In contrast with the conventional, completely sealed-off, air-conditioned tower, Singapore’s new Oasia Hotel, designed by local office WOHA, merges architecture and nature plus indoor and outdoor spaces in a striking fashion.
The tower, which has a height of 190 metres, contains four large outdoor spaces: three enormous verandas on the 6th, 12th and 21st floor, as well as a roof terrace on the 27th floor. This roof terrace is surrounded and protected by a 10-storey-high screen, covered in the same red aluminium mesh cladding as the rest of the tower. This facade will gradually be overgrown by 21 species of creepers and vines, creating a lively contrast between vibrant reds and lush greens.
Aside from the red façade – soon to be completely green – the sky gardens also offer greenery, fresh air and opportunities for natural cross-ventilation, as well as representing the most visibly sustainable and delightful, aspects of the building.
The sky gardens came about in response to the client’s brief, which asked for distinct parts in the hotel.
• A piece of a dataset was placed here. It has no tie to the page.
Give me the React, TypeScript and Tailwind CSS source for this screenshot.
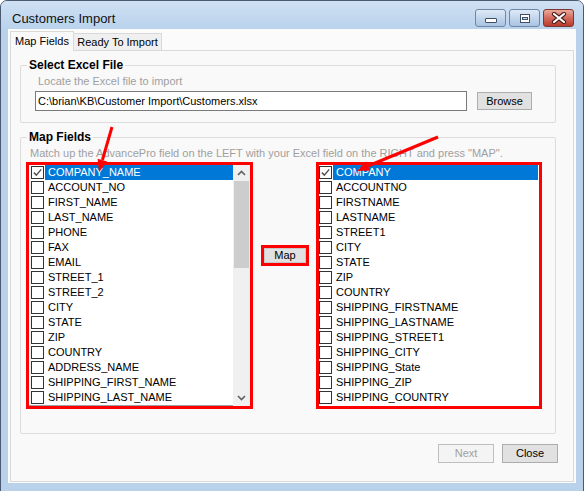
import React from "react";

const LEFT = [
  "COMPANY_NAME",
  "ACCOUNT_NO",
  "FIRST_NAME",
  "LAST_NAME",
  "PHONE",
  "FAX",
  "EMAIL",
  "STREET_1",
  "STREET_2",
  "CITY",
  "STATE",
  "ZIP",
  "COUNTRY",
  "ADDRESS_NAME",
  "SHIPPING_FIRST_NAME",
  "SHIPPING_LAST_NAME",
];

const RIGHT = [
  "COMPANY",
  "ACCOUNTNO",
  "FIRSTNAME",
  "LASTNAME",
  "STREET1",
  "CITY",
  "STATE",
  "ZIP",
  "COUNTRY",
  "SHIPPING_FIRSTNAME",
  "SHIPPING_LASTNAME",
  "SHIPPING_STREET1",
  "SHIPPING_CITY",
  "SHIPPING_State",
  "SHIPPING_ZIP",
  "SHIPPING_COUNTRY",
];

function Check({ checked }: { checked: boolean }) {
  return (
    <span className="w-[13px] h-[13px] border border-[#333333] bg-white flex items-center justify-center shrink-0">
      {checked && (
        <svg width="11" height="11" viewBox="0 0 11 11">
          <path d="M1.8 5.6 L4.3 8.1 L9.2 2.4" stroke="#4d4d4d" strokeWidth="1.4" fill="none" />
        </svg>
      )}
    </span>
  );
}

function Row({ label, selected }: { label: string; selected: boolean }) {
  return (
    <div className="flex items-center h-[15px]">
      <Check checked={selected} />
      <div
        className={
          selected
            ? "ml-[1px] pl-[3px] flex-1 h-[15px] leading-[15px] text-[11px] bg-[#0078d7] text-white whitespace-nowrap"
            : "ml-[1px] pl-[3px] flex-1 h-[15px] leading-[15px] text-[11px] text-black whitespace-nowrap"
        }
      >
        {label}
      </div>
    </div>
  );
}

function Scrollbar() {
  return (
    <div className="w-[17px] bg-[#f0f0f0] flex flex-col shrink-0">
      <div className="h-[16px] flex items-center justify-center">
        <svg width="9" height="6" viewBox="0 0 9 6">
          <path d="M1 5 L4.5 1.5 L8 5" stroke="#606060" strokeWidth="1.6" fill="none" />
        </svg>
      </div>
      <div className="h-[87px] mx-[1px] bg-[#cdcdcd]" />
      <div className="flex-1" />
      <div className="h-[16px] flex items-center justify-center">
        <svg width="9" height="6" viewBox="0 0 9 6">
          <path d="M1 1 L4.5 4.5 L8 1" stroke="#606060" strokeWidth="1.6" fill="none" />
        </svg>
      </div>
    </div>
  );
}

function CaptionButtons() {
  return (
    <div className="flex gap-[3px] mt-[8px] mr-[9px]">
      <div className="w-[31px] h-[18px] rounded-[3px] border border-[#6f87a5] bg-gradient-to-b from-[#dfeaf7] via-[#c3d6ec] to-[#a9c3e3] flex items-end justify-center pb-[3px]">
        <div className="w-[12px] h-[5px] rounded-[1px] border border-[#3f4f63] bg-white" />
      </div>
      <div className="w-[31px] h-[18px] rounded-[3px] border border-[#6f87a5] bg-gradient-to-b from-[#dfeaf7] via-[#c3d6ec] to-[#a9c3e3] flex items-center justify-center">
        <div className="w-[10px] h-[9px] border border-[#3f4f63] bg-white flex items-center justify-center">
          <div className="w-[6px] h-[3px] border border-[#3f4f63] bg-[#c9d9ec]" />
        </div>
      </div>
      <div className="w-[31px] h-[18px] rounded-[3px] border border-[#7a3630] bg-gradient-to-b from-[#eaa89a] via-[#d2695b] to-[#b8392d] flex items-center justify-center">
        <svg width="16" height="12" viewBox="0 0 16 12">
          <path d="M3 2 L13 10 M13 2 L3 10" stroke="#4a1a16" strokeWidth="4.2" strokeLinecap="round" />
          <path d="M3 2 L13 10 M13 2 L3 10" stroke="#ffffff" strokeWidth="2.2" strokeLinecap="round" />
        </svg>
      </div>
    </div>
  );
}

export default function App() {
  return (
    <div className="relative w-[585px] h-[491px] overflow-hidden bg-white font-['Liberation_Sans',Arial,sans-serif] text-black">
      <div className="w-[584px] h-[500px] rounded-t-[7px] border border-[#4a5a70] bg-[#b9d1ea] flex flex-col">
        {/* title bar */}
        <div className="h-[28px] flex items-start justify-between bg-gradient-to-b from-[#cfe0f3] to-[#bad2ec] rounded-t-[6px]">
          <div className="ml-[11px] mt-[10px] text-[13px] leading-[15px] text-[#111111]">Customers Import</div>
          <CaptionButtons />
        </div>

        {/* client area */}
        <div className="ml-[7px] w-[568px] h-[454px] bg-[#fbfbfb] flex flex-col">
          {/* tabs */}
          <div className="flex items-end h-[21px] pl-[2px] pt-[2px]">
            <div className="relative z-10 -mb-px w-[64px] h-[20px] border border-b-0 border-[#d9d9d9] bg-[#f9f9f9] flex items-center justify-center text-[11px] leading-[13px] pb-[1px]">
              Map Fields
            </div>
            <div className="w-[88px] h-[17px] border border-l-0 border-b-0 border-[#d9d9d9] bg-[#f0f0f0] flex items-center justify-center text-[11px] leading-[13px]">
              Ready To Import
            </div>
          </div>

          {/* tab page */}
          <div className="ml-[2px] w-[564px] h-[432px] border border-[#d9d9d9] bg-[#f9f9f9] flex flex-col">
            {/* Select Excel File */}
            <fieldset className="ml-[9px] mt-[7px] w-[536px] border border-[#dcdcdc] rounded-[2px] pb-[11px]">
              <legend className="ml-[6px] px-[2px] text-[12px] leading-[14px] font-bold">Select Excel File</legend>
              <div className="mt-[3px] ml-[17px] text-[11px] leading-[13px] text-[#a0a0a0]">
                Locate the Excel file to import
              </div>
              <div className="mt-[3px] flex items-center">
                <div className="ml-[14px] w-[432px] h-[20px] border border-[#7a7a7a] bg-white px-[2px] text-[11px] leading-[18px] whitespace-nowrap">
                  C:\brian\KB\Customer Import\Customers.xlsx
                </div>
                <div className="ml-[10px] w-[55px] h-[18px] border border-[#adadad] bg-[#e1e1e1] flex items-center justify-center text-[11px] leading-[13px]">
                  Browse
                </div>
              </div>
            </fieldset>

            {/* Map Fields */}
            <fieldset className="ml-[9px] mt-[7px] w-[536px] border border-[#dcdcdc] rounded-[2px] pb-[24px]">
              <legend className="ml-[6px] px-[2px] text-[12px] leading-[14px] font-bold">Map Fields</legend>
              <div className="mt-[3px] ml-[9px] text-[11px] leading-[13px] text-[#a0a0a0] whitespace-nowrap">
                Match up the AdvancePro field on the LEFT with your Excel field on the RIGHT and press "MAP".
              </div>
              <div className="mt-[2px] ml-[5px] flex items-start">
                {/* left list */}
                <div className="w-[227px] h-[247px] border-[3px] border-[#ff0000] bg-white flex">
                  <div className="flex-1 pl-[2px] border-b border-[#a0a0a0]">
                    {LEFT.map((l, i) => (
                      <Row key={l} label={l} selected={i === 0} />
                    ))}
                  </div>
                  <Scrollbar />
                </div>

                {/* map button */}
                <div className="ml-[8px] mt-[83px] w-[48px] h-[21px] border-[3px] border-[#ff0000] bg-[#e1e1e1] flex items-center justify-center">
                  <div className="w-full h-full border border-[#c8c8c8] flex items-center justify-center text-[11px] leading-[13px]">
                    Map
                  </div>
                </div>

                {/* right list */}
                <div className="ml-[7px] w-[226px] h-[247px] border-[3px] border-[#ff0000] bg-white pr-[1px]">
                  {RIGHT.map((l, i) => (
                    <Row key={l} label={l} selected={i === 0} />
                  ))}
                </div>
              </div>
            </fieldset>

            {/* bottom buttons */}
            <div className="mt-[10px] flex justify-end gap-[8px] pr-[15px]">
              <div className="w-[56px] h-[19px] border border-[#bfbfbf] bg-[#f4f4f4] flex items-center justify-center text-[11px] leading-[13px] text-[#a0a0a0]">
                Next
              </div>
              <div className="w-[56px] h-[19px] border border-[#adadad] bg-[#e1e1e1] flex items-center justify-center text-[11px] leading-[13px]">
                Close
              </div>
            </div>
          </div>
        </div>
      </div>

      {/* red annotation arrows */}
      <svg className="absolute left-0 top-0 pointer-events-none" width="585" height="491" viewBox="0 0 585 491">
        <line x1="112" y1="127" x2="102.4" y2="160" stroke="#ff0000" strokeWidth="3" />
        <polygon points="99,172 107.2,161.5 97.6,158.7" fill="#ff0000" />
        <line x1="438" y1="137" x2="368" y2="166" stroke="#ff0000" strokeWidth="3" />
        <polygon points="357,171 370,170.6 366.2,161.4" fill="#ff0000" />
      </svg>
    </div>
  );
}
Given the small footprint, WOHA adopted what they call ‘a club sandwich approach by creating a series of different strata, each with its own sky garden.’ Introducing these sky gardens, which WOHA describes as ‘elevated ground levels’, allowed ‘the precious but limited ground floor space to be multiplied, creating generous public areas for recreation and social interaction throughout the high-rise.’
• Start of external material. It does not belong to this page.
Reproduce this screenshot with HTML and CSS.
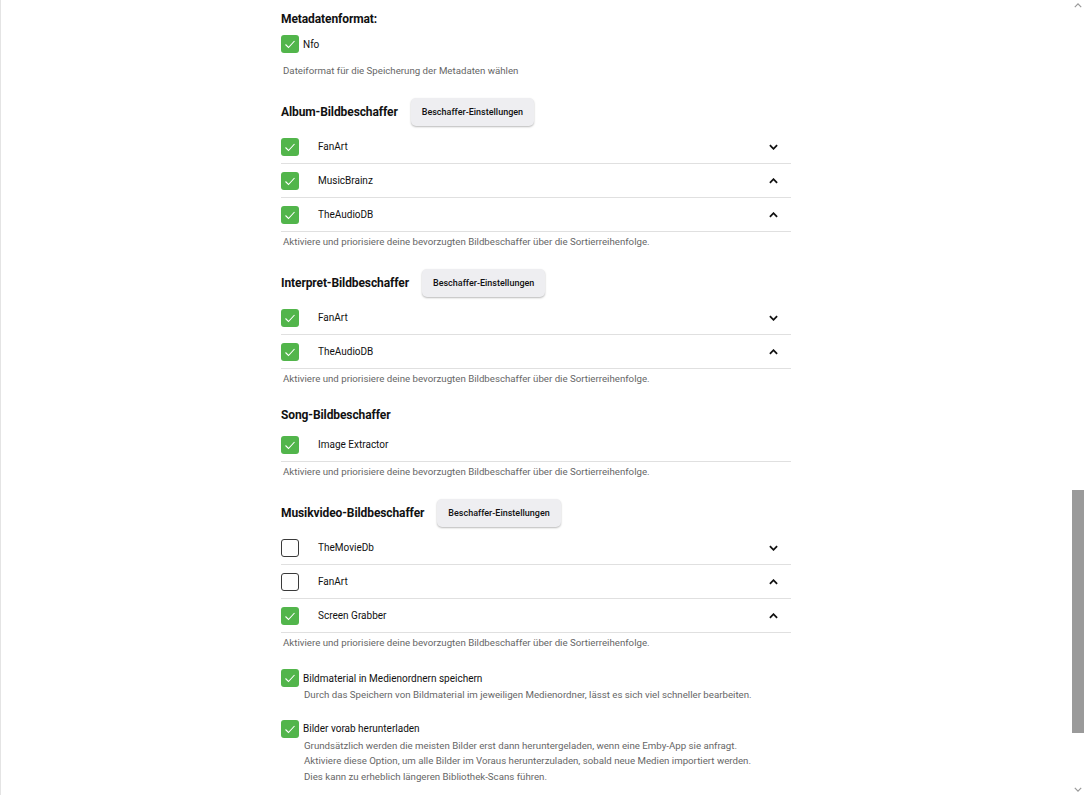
FILE: index.html
```html
<!DOCTYPE html>
<html lang="de">
<head>
  <meta charset="UTF-8">
  <title>Bibliothek-Einstellungen</title>
  <link rel="stylesheet" href="styles.css">
</head>
<body>
  <div class="page">
    <div class="column">

      <div class="section first">
        <div class="section-head"><h2>Metadatenformat:</h2></div>
        <label class="check-line">
          <span class="box checked"><svg viewBox="0 0 18 18"><polyline points="4.5,9.5 7.5,12.5 13.5,6"/></svg></span>
          <span class="check-text">Nfo</span>
        </label>
        <div class="desc spaced">Dateiformat für die Speicherung der Metadaten wählen</div>
      </div>

      <div class="section">
        <div class="section-head with-btn">
          <h2>Album-Bildbeschaffer</h2>
          <button class="btn">Beschaffer-Einstellungen</button>
        </div>
        <div class="row">
          <span class="box checked"><svg viewBox="0 0 18 18"><polyline points="4.5,9.5 7.5,12.5 13.5,6"/></svg></span>
          <span class="row-label">FanArt</span>
          <svg class="chev" viewBox="0 0 10 6"><polyline points="1,1 5,5 9,1"/></svg>
        </div>
        <div class="row">
          <span class="box checked"><svg viewBox="0 0 18 18"><polyline points="4.5,9.5 7.5,12.5 13.5,6"/></svg></span>
          <span class="row-label">MusicBrainz</span>
          <svg class="chev" viewBox="0 0 10 6"><polyline points="1,5 5,1 9,5"/></svg>
        </div>
        <div class="row">
          <span class="box checked"><svg viewBox="0 0 18 18"><polyline points="4.5,9.5 7.5,12.5 13.5,6"/></svg></span>
          <span class="row-label">TheAudioDB</span>
          <svg class="chev" viewBox="0 0 10 6"><polyline points="1,5 5,1 9,5"/></svg>
        </div>
        <div class="desc">Aktiviere und priorisiere deine bevorzugten Bildbeschaffer über die Sortierreihenfolge.</div>
      </div>

      <div class="section">
        <div class="section-head with-btn">
          <h2>Interpret-Bildbeschaffer</h2>
          <button class="btn">Beschaffer-Einstellungen</button>
        </div>
        <div class="row">
          <span class="box checked"><svg viewBox="0 0 18 18"><polyline points="4.5,9.5 7.5,12.5 13.5,6"/></svg></span>
          <span class="row-label">FanArt</span>
          <svg class="chev" viewBox="0 0 10 6"><polyline points="1,1 5,5 9,1"/></svg>
        </div>
        <div class="row">
          <span class="box checked"><svg viewBox="0 0 18 18"><polyline points="4.5,9.5 7.5,12.5 13.5,6"/></svg></span>
          <span class="row-label">TheAudioDB</span>
          <svg class="chev" viewBox="0 0 10 6"><polyline points="1,5 5,1 9,5"/></svg>
        </div>
        <div class="desc">Aktiviere und priorisiere deine bevorzugten Bildbeschaffer über die Sortierreihenfolge.</div>
      </div>

      <div class="section">
        <div class="section-head">
          <h2>Song-Bildbeschaffer</h2>
        </div>
        <div class="row">
          <span class="box checked"><svg viewBox="0 0 18 18"><polyline points="4.5,9.5 7.5,12.5 13.5,6"/></svg></span>
          <span class="row-label">Image Extractor</span>
        </div>
        <div class="desc">Aktiviere und priorisiere deine bevorzugten Bildbeschaffer über die Sortierreihenfolge.</div>
      </div>

      <div class="section">
        <div class="section-head with-btn">
          <h2>Musikvideo-Bildbeschaffer</h2>
          <button class="btn">Beschaffer-Einstellungen</button>
        </div>
        <div class="row">
          <span class="box"></span>
          <span class="row-label">TheMovieDb</span>
          <svg class="chev" viewBox="0 0 10 6"><polyline points="1,1 5,5 9,1"/></svg>
        </div>
        <div class="row">
          <span class="box"></span>
          <span class="row-label">FanArt</span>
          <svg class="chev" viewBox="0 0 10 6"><polyline points="1,5 5,1 9,5"/></svg>
        </div>
        <div class="row">
          <span class="box checked"><svg viewBox="0 0 18 18"><polyline points="4.5,9.5 7.5,12.5 13.5,6"/></svg></span>
          <span class="row-label">Screen Grabber</span>
          <svg class="chev" viewBox="0 0 10 6"><polyline points="1,5 5,1 9,5"/></svg>
        </div>
        <div class="desc">Aktiviere und priorisiere deine bevorzugten Bildbeschaffer über die Sortierreihenfolge.</div>
      </div>

      <div class="option">
        <label class="check-line">
          <span class="box checked"><svg viewBox="0 0 18 18"><polyline points="4.5,9.5 7.5,12.5 13.5,6"/></svg></span>
          <span class="check-text">Bildmaterial in Medienordnern speichern</span>
        </label>
        <div class="option-desc">Durch das Speichern von Bildmaterial im jeweiligen Medienordner, lässt es sich viel schneller bearbeiten.</div>
      </div>

      <div class="option">
        <label class="check-line">
          <span class="box checked"><svg viewBox="0 0 18 18"><polyline points="4.5,9.5 7.5,12.5 13.5,6"/></svg></span>
          <span class="check-text">Bilder vorab herunterladen</span>
        </label>
        <div class="option-desc">Grundsätzlich werden die meisten Bilder erst dann heruntergeladen, wenn eine Emby-App sie anfragt.<br>Aktiviere diese Option, um alle Bilder im Voraus herunterzuladen, sobald neue Medien importiert werden.<br>Dies kann zu erheblich längeren Bibliothek-Scans führen.</div>
      </div>

    </div>
  </div>

  <!-- nachgebildete Scrollleiste -->
  <div class="scrollbar">
    <svg class="scroll-arrow up" viewBox="0 0 10 6"><polyline points="1,5 5,1 9,5"/></svg>
    <div class="scroll-thumb"></div>
    <svg class="scroll-arrow down" viewBox="0 0 10 6"><polyline points="1,1 5,5 9,1"/></svg>
  </div>
</body>
</html>
```

FILE: styles.css
```css
html, body {
  margin: 0;
  padding: 0;
  height: 100%;
  overflow: hidden;
  background: #fff;
}

body {
  font-family: Roboto, "Liberation Sans", sans-serif;
  color: #111;
}

.page {
  margin-right: 13px;
  border-left: 1px solid #e4e4e4;
  min-height: 100%;
  box-sizing: border-box;
}

.column {
  width: 510px;
  margin: 0 auto;
  padding-top: 6px;
}

.section {
  margin-top: 16px;
}

.section.first {
  margin-top: 0;
}

.section-head {
  display: flex;
  align-items: center;
  gap: 13px;
  height: 26px;
}

.section-head.with-btn {
  height: 36px;
}

h2 {
  margin: 0;
  font-size: 12px;
  font-weight: 700;
  letter-spacing: -0.1px;
}

.btn {
  font-family: inherit;
  font-size: 9px;
  font-weight: 500;
  color: #111;
  background: #eeeef1;
  border: none;
  border-radius: 5px;
  height: 28px;
  padding: 0 11px;
  box-shadow: 0 1px 2px rgba(0, 0, 0, 0.28);
}

.box {
  flex: none;
  width: 18px;
  height: 18px;
  box-sizing: border-box;
  border: 1.5px solid #3a3a3a;
  border-radius: 3px;
  display: inline-block;
}

.box.checked {
  background: #52b54b;
  border: none;
}

.box svg {
  display: block;
  width: 18px;
  height: 18px;
  fill: none;
  stroke: #fff;
  stroke-width: 1.1;
}

.row {
  display: flex;
  align-items: center;
  height: 34px;
  box-sizing: border-box;
  border-bottom: 1px solid #e0e0e0;
}

.row-label {
  flex: 1;
  margin-left: 19px;
  font-size: 10px;
}

.chev {
  width: 9px;
  height: 6px;
  margin-right: 13px;
  fill: none;
  stroke: #111;
  stroke-width: 2;
}

.desc {
  font-size: 9.7px;
  color: #666;
  line-height: 14px;
  margin-top: 3px;
  padding-left: 2px;
}

.desc.spaced {
  margin-top: 8px;
}

.check-line {
  display: flex;
  align-items: center;
  height: 24px;
}

.check-text {
  margin-left: 4px;
  font-size: 10px;
}

.option {
  margin-top: 19px;
}

.option .check-line {
  height: 18px;
}

.option + .option {
  margin-top: 17px;
}

.option-desc {
  margin-top: 0;
  padding-left: 23px;
  font-size: 9.7px;
  color: #666;
  line-height: 15.5px;
}

.scrollbar {
  position: fixed;
  top: 0;
  right: 0;
  width: 13px;
  height: 100%;
  background: #fff;
}

.scroll-thumb {
  position: absolute;
  left: 1px;
  top: 490px;
  width: 12px;
  height: 243px;
  background: #9a9a9a;
}

.scroll-arrow {
  position: absolute;
  left: 3px;
  width: 8px;
  height: 5px;
  fill: none;
  stroke: #999;
  stroke-width: 1.5;
}

.scroll-arrow.up {
  top: 3px;
}

.scroll-arrow.down {
  bottom: 3px;
}
```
While WOHA can be credited for the architecture of the tower itself and the concept of stacking layers, the actual design of the sky gardens is the work of Spanish designer and architect Patricia Urquiola, who was responsible for all interiors as well as the outdoor spaces of the hotel.
The pool on the sixth floor is part of a gym; on the 21st floor, the pool acts as a stylish extension of the lounge club. Left and right of the pool itself, which is tiled in a light and dark blue chevron pattern, is a wading pool, just deep enough to get your feet wet while sipping a cocktail.
The rooftop pool consists of two parts, on either side of the rooftop restaurant. Unlike most rooftop amenities in hotels, which are all about the panorama, here the city’s skyline is almost completely concealed by the vegetated screen. This underlines the unconventionality of WOHA’s architecture. Instead of a view, this rooftop offers a place of unexpected intimacy and tranquillity, a surprisingly oasitic escape from the bustle of the city.